In recent months the Kensington Society has been working with resident and amenity groups in the area (including St Helens) to refine some of the council’s initial proposals. In particular, the Society has argued that one of the RBKC ideas – that of using £8m of ‘planning gain’ to provide a 2,000 sq.m space for a museum or ‘cultural hub’ was not attracting much local support. The Design Museum is already relocating to the former Commonwealth Centre in Kensington High Street, and does the borough need another museum space which might turn into an expensive ‘white elephant’.
The Kensington Society view, which has been widely supported, is that this £8m of public funds could be better spent, and could in part be used to secure a new public square, within the redevelopment of Newcombe House. This is seen as giving the area a much needed focus, sheltered from the windswept main road, and an attractive locatiion for shops, cafes and resturants (as well as the Farmers Market). The redevelopment of Duke of York Square, off the Kings Road, is cited as an example of creating successful open space within a new retail development..
The Society’s proposals are shown in the diagram below:
An issue likely to prove contentious once planning applications are submitted is the height of redeveloped buildings.
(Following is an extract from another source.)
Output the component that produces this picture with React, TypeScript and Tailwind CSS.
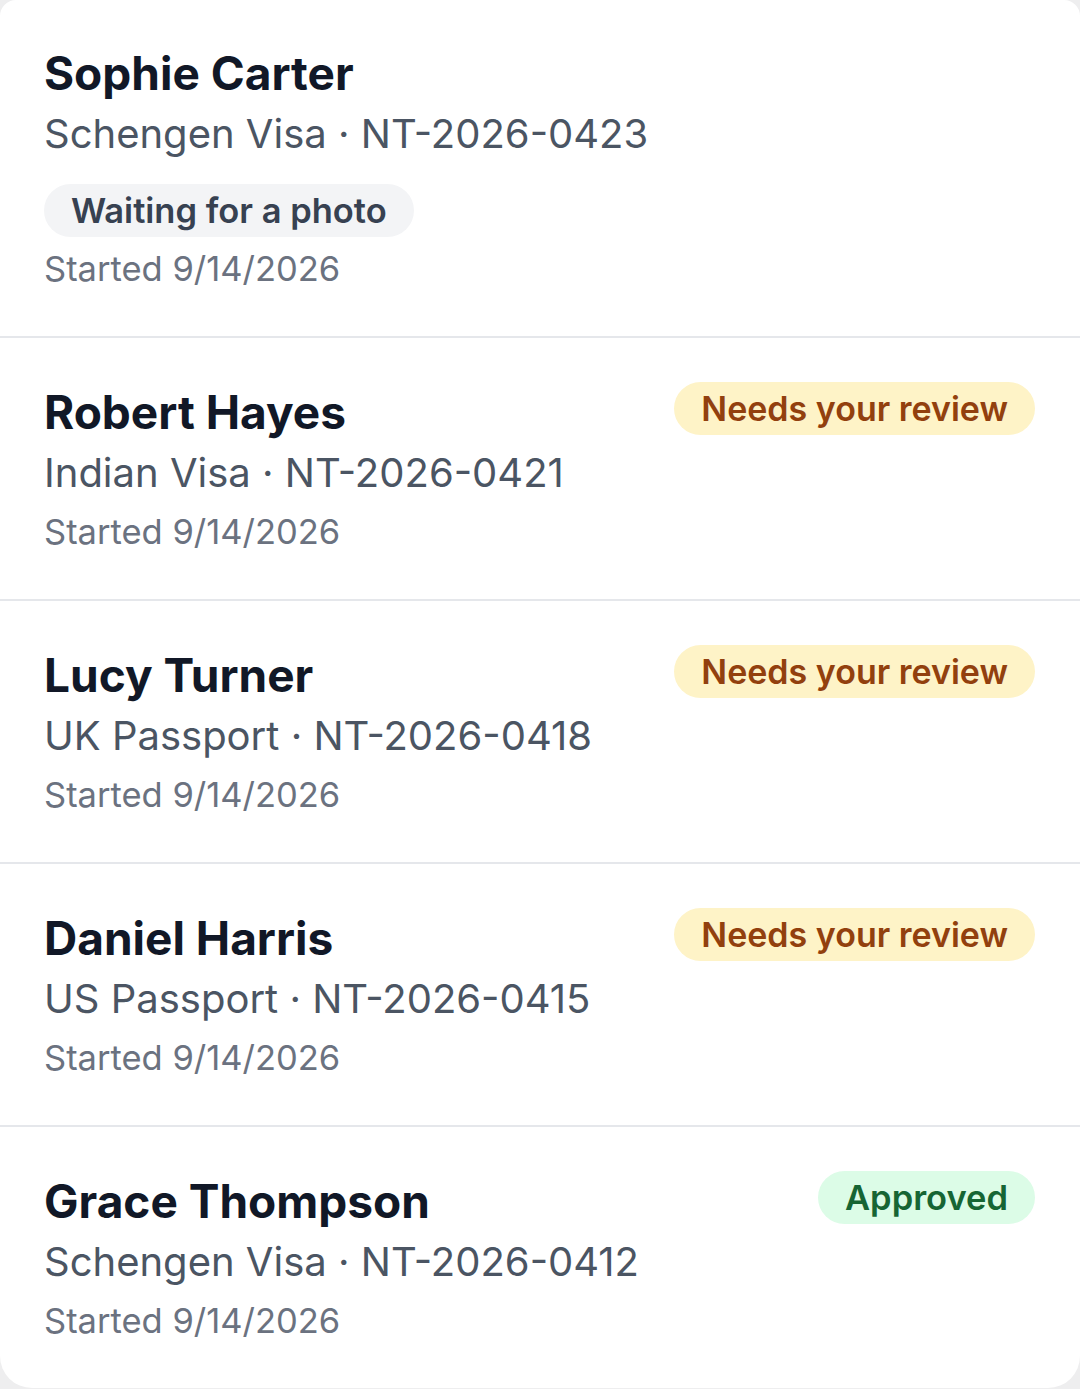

Developers will be looking to build high, in order to maximise profitable floorspace. The owners of Campden Hill Towers would like to adds another couple of storeys. The developers of Newcombe House has shown plans which include and office and residential tower half as tall again as the present building. The council generally has strict policies on tall buildings, but will allow them in district centres maximise where they are claimed to provide a ‘landmark’ building of high architectural quality, Residents of Hillgate Village wait to be convinced.
Having listened to the views of the Kensington Society and other groups, the council has shown some willingness to modify its original plans. It will not be publishing the final version of the Noting Hill SPD until after the May elections, and may consult further before doling so.